Signed OF-B Randy Winn to a three-year, $23.5 million contract extension. [2/28]
Sent RHPs Joe Bateman and Justin Hedrick, C-Rs Brian Munhall and Guillermo Rodriguez, 3B-L Brian Buscher, 3B-B Pablo Sandoval, 3B-R Jake Wald, OF-R Brian Horwitz, and OF-Ls Clay Timpner and John Bowker to their minor league camp. [3/1]
Most of the Winn-now jokes have already been coined, so let's stick to the brass tacks on this one. Winn's going to get more than $7 million per, which is the sort of random happiness that one-season wonders like Rick Cerone might only ever dream of. It's the sort of crushing obligation that kills a team when it's been made on the basis of one really freaky-deaky, uncharacteristic two-month stretch. Not that Winn has to give those two months back, of course. It's sort of like when Chris Speier hit two grand slams in a five-day stretch for the Giants in 1987. Sure, it's unlikely, but the deeds still count, and that's part of the fun of the game. It's when you're paying for that unlikelihood and making it an expectation that you wind up with a poisonous sense of regret. If your expectations of Winn are that he's a decent player to have in center (despite his arm), you're liable to get cranky or prematurely curmudgeonly about what decent center fielders cost these days, bordering on Frank DeFord-whiny even. I'm not really worried about that angle as much as I'm the sort of chronic scold who wonders how much this will limit the Giants' financial ability to help themselves in 2007 and 2008. He's athletic enough to age well, despite closing in on 32 already, but the Giants are paying Winn to be a star, and when the guy who had those incredible two months doesn't show up this season, it's going to be an unhappy thing indeed.
Signed RHP Pedro Astacio to a one-year contract, pending a physical. [2/27]
You might think this was a matter of it being a buyer's market for the likes of an acquired taste like Astacio. But with Brian Lawrence out for three months (as if) to a year (yup yup yup) with a torn labrum and rotator cuff, the Nats went from fickle suitor to closing-time neediness in 24 hours. That's what got Astacio a guaranteed deal instead of a late NRI, and that's what's probably going to get that penciling in on the big league roster switched over to ink in pretty short order. Beyond Astacio, the pitchers on the list of possibles to replace Lawrence are Billy Traber, Ryan Drese, and perhaps Jon Rauch, and this certainly locks both Tony Armas Jr. and Ramon Ortiz into the rotation.

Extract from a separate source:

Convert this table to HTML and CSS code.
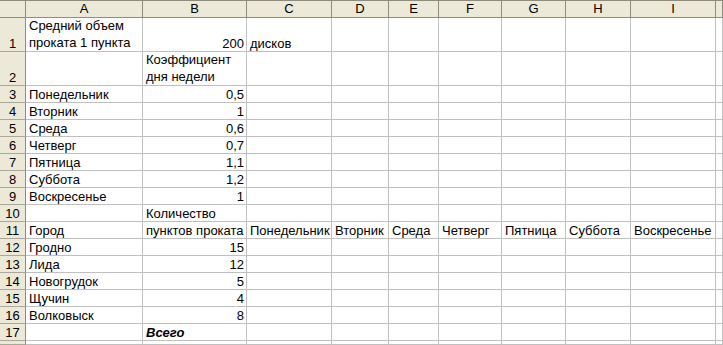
FILE: index.html
```html
<!DOCTYPE html>
<html lang="ru">
<head>
<meta charset="utf-8">
<title>Прокат дисков</title>
<link rel="stylesheet" href="styles.css">
</head>
<body>
<div class="sheet">
  <!-- column headers -->
  <div class="corner"></div>
  <div class="colhead">A</div><div class="colhead">B</div><div class="colhead">C</div><div class="colhead">D</div><div class="colhead">E</div><div class="colhead">F</div><div class="colhead">G</div><div class="colhead">H</div><div class="colhead">I</div><div class="colhead"></div>

  <!-- 1 -->
  <div class="rowhead">1</div>
  <div class="cell wrap">Средний объем проката 1 пункта</div><div class="cell num">200</div><div class="cell">дисков</div><div class="cell"></div><div class="cell"></div><div class="cell"></div><div class="cell"></div><div class="cell"></div><div class="cell"></div><div class="cell"></div>
  <!-- 2 -->
  <div class="rowhead">2</div>
  <div class="cell"></div><div class="cell wrap">Коэффициент дня недели</div><div class="cell"></div><div class="cell"></div><div class="cell"></div><div class="cell"></div><div class="cell"></div><div class="cell"></div><div class="cell"></div><div class="cell"></div>
  <!-- 3 -->
  <div class="rowhead">3</div>
  <div class="cell">Понедельник</div><div class="cell num">0,5</div><div class="cell"></div><div class="cell"></div><div class="cell"></div><div class="cell"></div><div class="cell"></div><div class="cell"></div><div class="cell"></div><div class="cell"></div>
  <!-- 4 -->
  <div class="rowhead">4</div>
  <div class="cell">Вторник</div><div class="cell num">1</div><div class="cell"></div><div class="cell"></div><div class="cell"></div><div class="cell"></div><div class="cell"></div><div class="cell"></div><div class="cell"></div><div class="cell"></div>
  <!-- 5 -->
  <div class="rowhead">5</div>
  <div class="cell">Среда</div><div class="cell num">0,6</div><div class="cell"></div><div class="cell"></div><div class="cell"></div><div class="cell"></div><div class="cell"></div><div class="cell"></div><div class="cell"></div><div class="cell"></div>
  <!-- 6 -->
  <div class="rowhead">6</div>
  <div class="cell">Четверг</div><div class="cell num">0,7</div><div class="cell"></div><div class="cell"></div><div class="cell"></div><div class="cell"></div><div class="cell"></div><div class="cell"></div><div class="cell"></div><div class="cell"></div>
  <!-- 7 -->
  <div class="rowhead">7</div>
  <div class="cell">Пятница</div><div class="cell num">1,1</div><div class="cell"></div><div class="cell"></div><div class="cell"></div><div class="cell"></div><div class="cell"></div><div class="cell"></div><div class="cell"></div><div class="cell"></div>
  <!-- 8 -->
  <div class="rowhead">8</div>
  <div class="cell">Суббота</div><div class="cell num">1,2</div><div class="cell"></div><div class="cell"></div><div class="cell"></div><div class="cell"></div><div class="cell"></div><div class="cell"></div><div class="cell"></div><div class="cell"></div>
  <!-- 9 -->
  <div class="rowhead">9</div>
  <div class="cell">Воскресенье</div><div class="cell num">1</div><div class="cell"></div><div class="cell"></div><div class="cell"></div><div class="cell"></div><div class="cell"></div><div class="cell"></div><div class="cell"></div><div class="cell"></div>
  <!-- 10 -->
  <div class="rowhead">10</div>
  <div class="cell"></div><div class="cell">Количество</div><div class="cell"></div><div class="cell"></div><div class="cell"></div><div class="cell"></div><div class="cell"></div><div class="cell"></div><div class="cell"></div><div class="cell"></div>
  <!-- 11 -->
  <div class="rowhead">11</div>
  <div class="cell">Город</div><div class="cell">пунктов проката</div><div class="cell">Понедельник</div><div class="cell">Вторник</div><div class="cell">Среда</div><div class="cell">Четверг</div><div class="cell">Пятница</div><div class="cell">Суббота</div><div class="cell">Воскресенье</div><div class="cell"></div>
  <!-- 12 -->
  <div class="rowhead">12</div>
  <div class="cell">Гродно</div><div class="cell num">15</div><div class="cell"></div><div class="cell"></div><div class="cell"></div><div class="cell"></div><div class="cell"></div><div class="cell"></div><div class="cell"></div><div class="cell"></div>
  <!-- 13 -->
  <div class="rowhead">13</div>
  <div class="cell">Лида</div><div class="cell num">12</div><div class="cell"></div><div class="cell"></div><div class="cell"></div><div class="cell"></div><div class="cell"></div><div class="cell"></div><div class="cell"></div><div class="cell"></div>
  <!-- 14 -->
  <div class="rowhead">14</div>
  <div class="cell">Новогрудок</div><div class="cell num">5</div><div class="cell"></div><div class="cell"></div><div class="cell"></div><div class="cell"></div><div class="cell"></div><div class="cell"></div><div class="cell"></div><div class="cell"></div>
  <!-- 15 -->
  <div class="rowhead">15</div>
  <div class="cell">Щучин</div><div class="cell num">4</div><div class="cell"></div><div class="cell"></div><div class="cell"></div><div class="cell"></div><div class="cell"></div><div class="cell"></div><div class="cell"></div><div class="cell"></div>
  <!-- 16 -->
  <div class="rowhead">16</div>
  <div class="cell">Волковыск</div><div class="cell num">8</div><div class="cell"></div><div class="cell"></div><div class="cell"></div><div class="cell"></div><div class="cell"></div><div class="cell"></div><div class="cell"></div><div class="cell"></div>
  <!-- 17 -->
  <div class="rowhead">17</div>
  <div class="cell"></div><div class="cell total">Всего</div><div class="cell"></div><div class="cell"></div><div class="cell"></div><div class="cell"></div><div class="cell"></div><div class="cell"></div><div class="cell"></div><div class="cell"></div>
  <!-- 18 -->
  <div class="rowhead"></div>
  <div class="cell"></div><div class="cell"></div><div class="cell"></div><div class="cell"></div><div class="cell"></div><div class="cell"></div><div class="cell"></div><div class="cell"></div><div class="cell"></div><div class="cell"></div>
</div>
</body>
</html>
```

FILE: styles.css
```css
html, body {
  margin: 0;
  padding: 0;
  background: #ffffff;
  overflow: hidden;
}

.sheet {
  display: grid;
  grid-template-columns: 26px 117px 104px 85px 57px 50px 63px 64px 65px 85px 7px;
  grid-template-rows: 18px 34px 34px repeat(15, 17px) 4px;
  font-family: "Liberation Sans", Arial, sans-serif;
  font-size: 13px;
  color: #000000;
}

.sheet > div {
  box-sizing: border-box;
  overflow: hidden;
  white-space: nowrap;
}

/* header strip */
.corner,
.colhead {
  background: #ece9d8;
  border-top: 1px solid #8e8c7c;
  border-bottom: 1px solid #8e8c7c;
  border-right: 1px solid #8e8c7c;
  text-align: center;
  line-height: 16px;
}

.rowhead {
  background: #ece9d8;
  border-right: 1px solid #8e8c7c;
  border-bottom: 1px solid #aca899;
  display: flex;
  align-items: flex-end;
  justify-content: center;
  line-height: 15px;
}

/* worksheet cells */
.cell {
  border-right: 1px solid #c0c0c0;
  border-bottom: 1px solid #c0c0c0;
  display: flex;
  align-items: flex-end;
  padding: 0 2px 0 3px;
  line-height: 15px;
}

.cell.num {
  justify-content: flex-end;
}

.cell.wrap {
  white-space: normal;
  line-height: 17px;
}

.cell.total {
  font-weight: bold;
  font-style: italic;
}
```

But for that last slot in the rotation, four bodies hardly translates into four contenders, not when Rauch seems unlikely to ever remain healthy for months at a time, and not when Drese simply can't pitch well enough to hold a job. And much as I might like Traber as a former hard-throwing lefty with exceptional control, Astacio did crank out 14 quality starts in 22 total starts for the Rangers and Padres last season, including eight in his last nine for the Pads. Certainly, you have to think that pitching in RFK is the right sort of place for Astacio to give up homers closer to his clip with the Petco-gifted Pads (4 in 59.2 IP) than his pastings with the Rangers (13 in 67 IP). Don't be surprised when Astacio turns out to be the better pickup than Ortiz, and winds up the club's third-best starter. Mind you, I'm not saying that's a good thing, I'm just suggesting that you shouldn't be surprised. For myself, I'm with Frank Robinson, and more curious about how well Traber shapes up, but that could be in any role, and since the Nats aren't that likely to repeat last season's flirtation with contention, it's important to scale your expectations on the basis of seeing whether or not the club assembles building blocks from among the retreads and rentals, not instant success stories.